━━ Information supplied

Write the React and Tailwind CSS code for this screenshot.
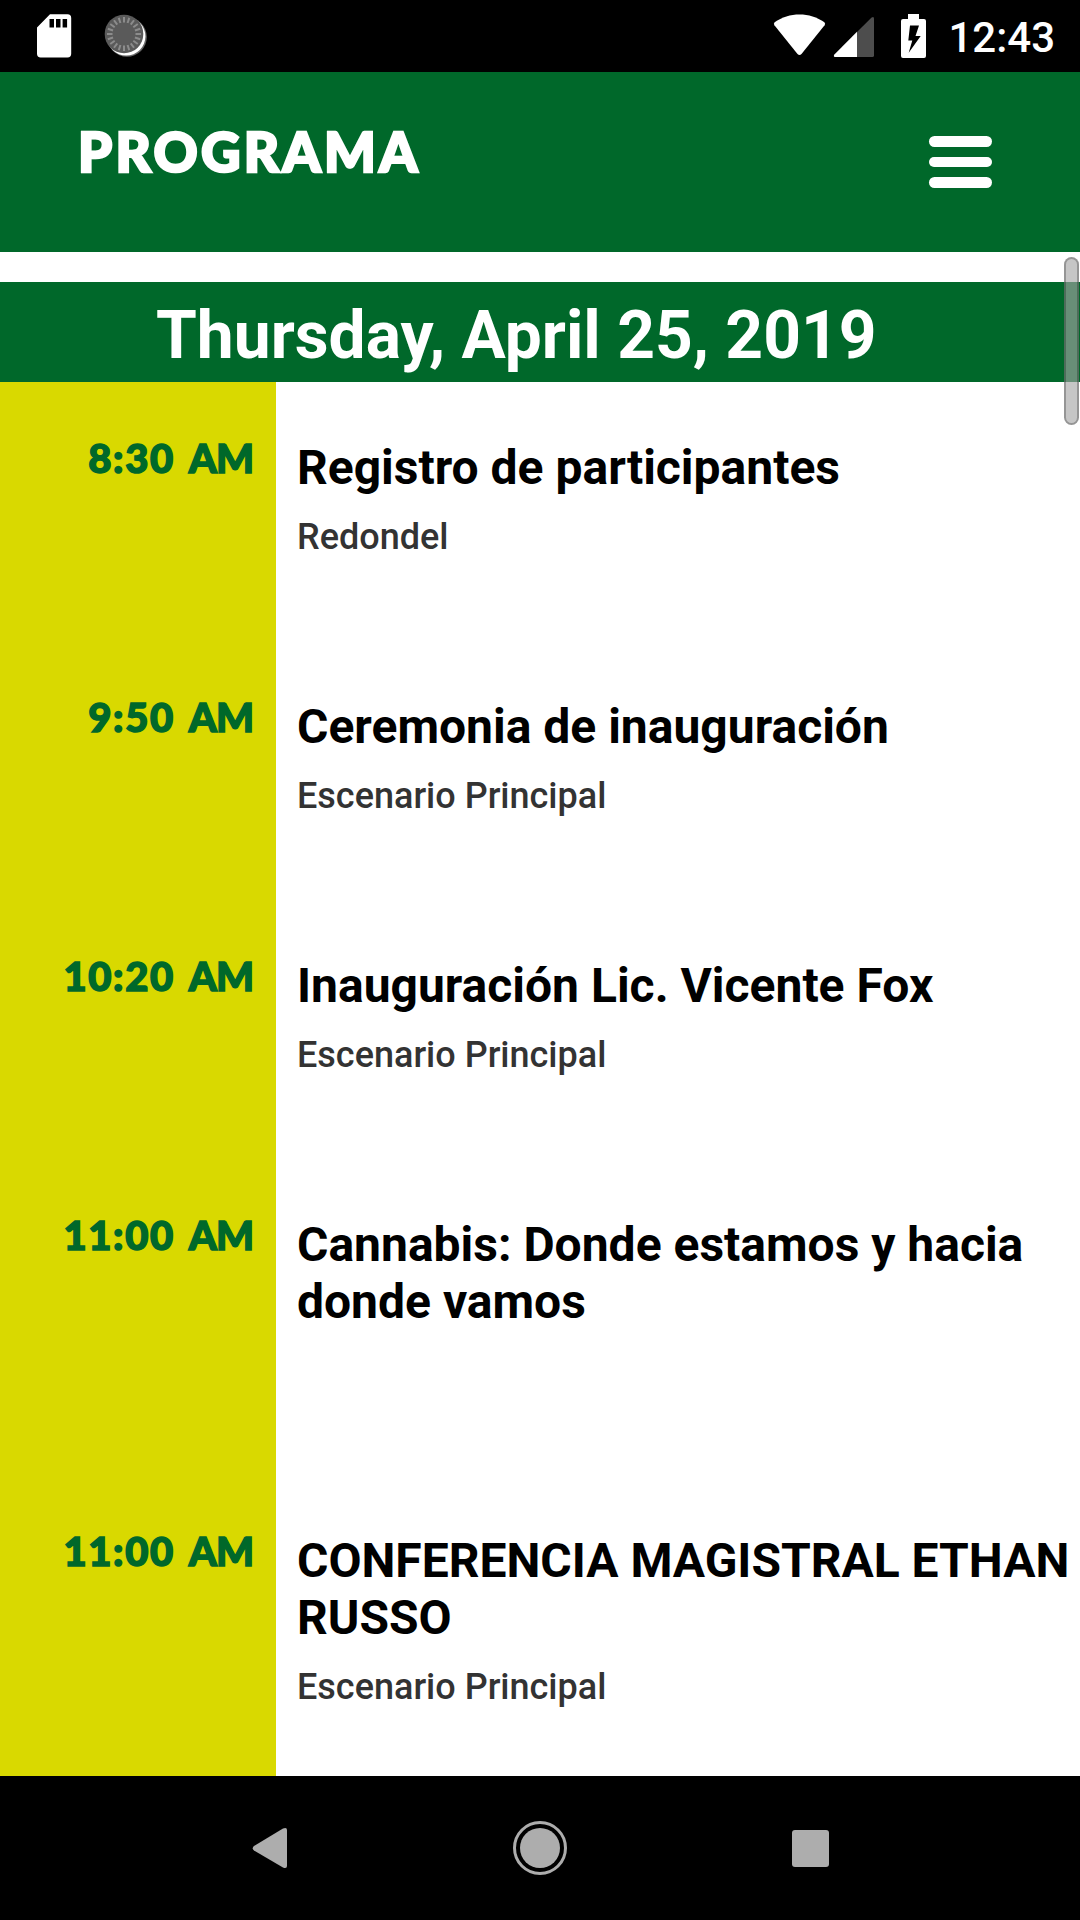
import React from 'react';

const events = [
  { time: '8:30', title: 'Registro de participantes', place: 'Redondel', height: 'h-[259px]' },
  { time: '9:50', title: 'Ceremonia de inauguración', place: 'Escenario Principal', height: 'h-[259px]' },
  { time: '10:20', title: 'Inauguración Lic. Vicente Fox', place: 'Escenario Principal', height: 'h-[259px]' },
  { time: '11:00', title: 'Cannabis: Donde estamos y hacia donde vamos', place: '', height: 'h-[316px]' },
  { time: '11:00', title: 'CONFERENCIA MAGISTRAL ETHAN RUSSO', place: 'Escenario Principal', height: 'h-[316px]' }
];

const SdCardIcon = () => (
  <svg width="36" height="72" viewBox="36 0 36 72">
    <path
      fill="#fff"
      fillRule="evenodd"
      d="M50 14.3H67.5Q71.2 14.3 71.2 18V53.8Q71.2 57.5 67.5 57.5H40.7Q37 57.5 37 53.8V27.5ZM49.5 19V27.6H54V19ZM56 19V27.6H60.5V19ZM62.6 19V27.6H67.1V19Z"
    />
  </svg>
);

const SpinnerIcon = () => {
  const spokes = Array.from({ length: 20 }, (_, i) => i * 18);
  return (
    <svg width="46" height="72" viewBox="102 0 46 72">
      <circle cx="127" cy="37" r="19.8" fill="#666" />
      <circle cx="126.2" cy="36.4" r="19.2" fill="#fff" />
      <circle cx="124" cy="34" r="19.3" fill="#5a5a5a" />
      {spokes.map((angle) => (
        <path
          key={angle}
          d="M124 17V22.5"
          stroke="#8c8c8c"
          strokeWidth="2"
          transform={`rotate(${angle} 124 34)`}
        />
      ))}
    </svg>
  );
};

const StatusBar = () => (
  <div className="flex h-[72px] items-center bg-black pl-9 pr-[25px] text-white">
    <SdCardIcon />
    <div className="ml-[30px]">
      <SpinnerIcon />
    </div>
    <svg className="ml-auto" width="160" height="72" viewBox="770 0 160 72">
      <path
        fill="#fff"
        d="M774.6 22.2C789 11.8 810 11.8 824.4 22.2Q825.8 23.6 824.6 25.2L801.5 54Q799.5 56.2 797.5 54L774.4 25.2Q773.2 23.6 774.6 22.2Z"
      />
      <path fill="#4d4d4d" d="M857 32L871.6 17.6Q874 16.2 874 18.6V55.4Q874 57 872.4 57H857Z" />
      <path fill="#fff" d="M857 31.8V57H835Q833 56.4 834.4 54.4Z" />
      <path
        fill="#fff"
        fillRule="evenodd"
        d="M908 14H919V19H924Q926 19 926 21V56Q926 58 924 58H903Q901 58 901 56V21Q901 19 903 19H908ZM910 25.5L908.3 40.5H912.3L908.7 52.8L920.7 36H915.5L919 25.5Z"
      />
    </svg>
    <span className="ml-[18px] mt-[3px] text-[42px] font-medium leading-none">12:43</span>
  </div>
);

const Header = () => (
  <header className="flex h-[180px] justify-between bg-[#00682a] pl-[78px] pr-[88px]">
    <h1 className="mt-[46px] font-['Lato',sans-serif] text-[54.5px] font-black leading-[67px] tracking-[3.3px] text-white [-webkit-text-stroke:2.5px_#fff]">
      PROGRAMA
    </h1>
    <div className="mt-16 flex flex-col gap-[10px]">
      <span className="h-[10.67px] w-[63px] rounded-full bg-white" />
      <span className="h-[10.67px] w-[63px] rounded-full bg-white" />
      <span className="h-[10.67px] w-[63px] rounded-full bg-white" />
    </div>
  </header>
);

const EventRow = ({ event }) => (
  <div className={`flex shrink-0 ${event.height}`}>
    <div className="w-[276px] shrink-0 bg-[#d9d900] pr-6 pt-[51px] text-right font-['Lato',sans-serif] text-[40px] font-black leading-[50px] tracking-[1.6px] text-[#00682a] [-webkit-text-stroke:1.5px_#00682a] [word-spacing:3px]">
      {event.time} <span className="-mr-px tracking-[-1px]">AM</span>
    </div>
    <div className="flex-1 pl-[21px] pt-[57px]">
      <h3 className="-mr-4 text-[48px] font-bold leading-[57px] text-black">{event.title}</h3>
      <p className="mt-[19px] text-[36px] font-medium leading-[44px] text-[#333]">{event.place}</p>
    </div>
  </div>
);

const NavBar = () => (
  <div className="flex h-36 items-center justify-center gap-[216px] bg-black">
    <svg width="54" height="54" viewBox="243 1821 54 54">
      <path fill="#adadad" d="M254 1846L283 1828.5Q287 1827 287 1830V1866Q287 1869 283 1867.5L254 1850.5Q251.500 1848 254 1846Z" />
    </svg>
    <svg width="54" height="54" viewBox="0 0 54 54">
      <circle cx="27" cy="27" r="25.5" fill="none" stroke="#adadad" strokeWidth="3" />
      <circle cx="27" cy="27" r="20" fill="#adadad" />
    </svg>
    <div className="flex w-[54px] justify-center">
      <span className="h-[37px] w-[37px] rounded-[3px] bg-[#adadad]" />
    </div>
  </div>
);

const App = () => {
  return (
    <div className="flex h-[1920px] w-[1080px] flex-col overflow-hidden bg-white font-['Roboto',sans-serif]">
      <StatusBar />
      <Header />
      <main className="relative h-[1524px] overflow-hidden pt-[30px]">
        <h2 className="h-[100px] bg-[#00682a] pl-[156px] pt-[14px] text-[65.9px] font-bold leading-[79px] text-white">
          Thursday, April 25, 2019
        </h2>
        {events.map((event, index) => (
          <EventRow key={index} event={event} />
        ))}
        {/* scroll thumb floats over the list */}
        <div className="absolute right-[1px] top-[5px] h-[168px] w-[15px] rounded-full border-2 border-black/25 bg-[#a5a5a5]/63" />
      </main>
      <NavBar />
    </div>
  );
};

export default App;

━━━━

Give all the lines above again, character for character, without pictures.

Write the React and Tailwind CSS code for this screenshot.
import React from 'react';

const events = [
  { time: '8:30', title: 'Registro de participantes', place: 'Redondel', height: 'h-[259px]' },
  { time: '9:50', title: 'Ceremonia de inauguración', place: 'Escenario Principal', height: 'h-[259px]' },
  { time: '10:20', title: 'Inauguración Lic. Vicente Fox', place: 'Escenario Principal', height: 'h-[259px]' },
  { time: '11:00', title: 'Cannabis: Donde estamos y hacia donde vamos', place: '', height: 'h-[316px]' },
  { time: '11:00', title: 'CONFERENCIA MAGISTRAL ETHAN RUSSO', place: 'Escenario Principal', height: 'h-[316px]' }
];

const SdCardIcon = () => (
  <svg width="36" height="72" viewBox="36 0 36 72">
    <path
      fill="#fff"
      fillRule="evenodd"
      d="M50 14.3H67.5Q71.2 14.3 71.2 18V53.8Q71.2 57.5 67.5 57.5H40.7Q37 57.5 37 53.8V27.5ZM49.5 19V27.6H54V19ZM56 19V27.6H60.5V19ZM62.6 19V27.6H67.1V19Z"
    />
  </svg>
);

const SpinnerIcon = () => {
  const spokes = Array.from({ length: 20 }, (_, i) => i * 18);
  return (
    <svg width="46" height="72" viewBox="102 0 46 72">
      <circle cx="127" cy="37" r="19.8" fill="#666" />
      <circle cx="126.2" cy="36.4" r="19.2" fill="#fff" />
      <circle cx="124" cy="34" r="19.3" fill="#5a5a5a" />
      {spokes.map((angle) => (
        <path
          key={angle}
          d="M124 17V22.5"
          stroke="#8c8c8c"
          strokeWidth="2"
          transform={`rotate(${angle} 124 34)`}
        />
      ))}
    </svg>
  );
};

const StatusBar = () => (
  <div className="flex h-[72px] items-center bg-black pl-9 pr-[25px] text-white">
    <SdCardIcon />
    <div className="ml-[30px]">
      <SpinnerIcon />
    </div>
    <svg className="ml-auto" width="160" height="72" viewBox="770 0 160 72">
      <path
        fill="#fff"
        d="M774.6 22.2C789 11.8 810 11.8 824.4 22.2Q825.8 23.6 824.6 25.2L801.5 54Q799.5 56.2 797.5 54L774.4 25.2Q773.2 23.6 774.6 22.2Z"
      />
      <path fill="#4d4d4d" d="M857 32L871.6 17.6Q874 16.2 874 18.6V55.4Q874 57 872.4 57H857Z" />
      <path fill="#fff" d="M857 31.8V57H835Q833 56.4 834.4 54.4Z" />
      <path
        fill="#fff"
        fillRule="evenodd"
        d="M908 14H919V19H924Q926 19 926 21V56Q926 58 924 58H903Q901 58 901 56V21Q901 19 903 19H908ZM910 25.5L908.3 40.5H912.3L908.7 52.8L920.7 36H915.5L919 25.5Z"
      />
    </svg>
    <span className="ml-[18px] mt-[3px] text-[42px] font-medium leading-none">12:43</span>
  </div>
);

const Header = () => (
  <header className="flex h-[180px] justify-between bg-[#00682a] pl-[78px] pr-[88px]">
    <h1 className="mt-[46px] font-['Lato',sans-serif] text-[54.5px] font-black leading-[67px] tracking-[3.3px] text-white [-webkit-text-stroke:2.5px_#fff]">
      PROGRAMA
    </h1>
    <div className="mt-16 flex flex-col gap-[10px]">
      <span className="h-[10.67px] w-[63px] rounded-full bg-white" />
      <span className="h-[10.67px] w-[63px] rounded-full bg-white" />
      <span className="h-[10.67px] w-[63px] rounded-full bg-white" />
    </div>
  </header>
);

const EventRow = ({ event }) => (
  <div className={`flex shrink-0 ${event.height}`}>
    <div className="w-[276px] shrink-0 bg-[#d9d900] pr-6 pt-[51px] text-right font-['Lato',sans-serif] text-[40px] font-black leading-[50px] tracking-[1.6px] text-[#00682a] [-webkit-text-stroke:1.5px_#00682a] [word-spacing:3px]">
      {event.time} <span className="-mr-px tracking-[-1px]">AM</span>
    </div>
    <div className="flex-1 pl-[21px] pt-[57px]">
      <h3 className="-mr-4 text-[48px] font-bold leading-[57px] text-black">{event.title}</h3>
      <p className="mt-[19px] text-[36px] font-medium leading-[44px] text-[#333]">{event.place}</p>
    </div>
  </div>
);

const NavBar = () => (
  <div className="flex h-36 items-center justify-center gap-[216px] bg-black">
    <svg width="54" height="54" viewBox="243 1821 54 54">
      <path fill="#adadad" d="M254 1846L283 1828.5Q287 1827 287 1830V1866Q287 1869 283 1867.5L254 1850.5Q251.500 1848 254 1846Z" />
    </svg>
    <svg width="54" height="54" viewBox="0 0 54 54">
      <circle cx="27" cy="27" r="25.5" fill="none" stroke="#adadad" strokeWidth="3" />
      <circle cx="27" cy="27" r="20" fill="#adadad" />
    </svg>
    <div className="flex w-[54px] justify-center">
      <span className="h-[37px] w-[37px] rounded-[3px] bg-[#adadad]" />
    </div>
  </div>
);

const App = () => {
  return (
    <div className="flex h-[1920px] w-[1080px] flex-col overflow-hidden bg-white font-['Roboto',sans-serif]">
      <StatusBar />
      <Header />
      <main className="relative h-[1524px] overflow-hidden pt-[30px]">
        <h2 className="h-[100px] bg-[#00682a] pl-[156px] pt-[14px] text-[65.9px] font-bold leading-[79px] text-white">
          Thursday, April 25, 2019
        </h2>
        {events.map((event, index) => (
          <EventRow key={index} event={event} />
        ))}
        {/* scroll thumb floats over the list */}
        <div className="absolute right-[1px] top-[5px] h-[168px] w-[15px] rounded-full border-2 border-black/25 bg-[#a5a5a5]/63" />
      </main>
      <NavBar />
    </div>
  );
};

export default App;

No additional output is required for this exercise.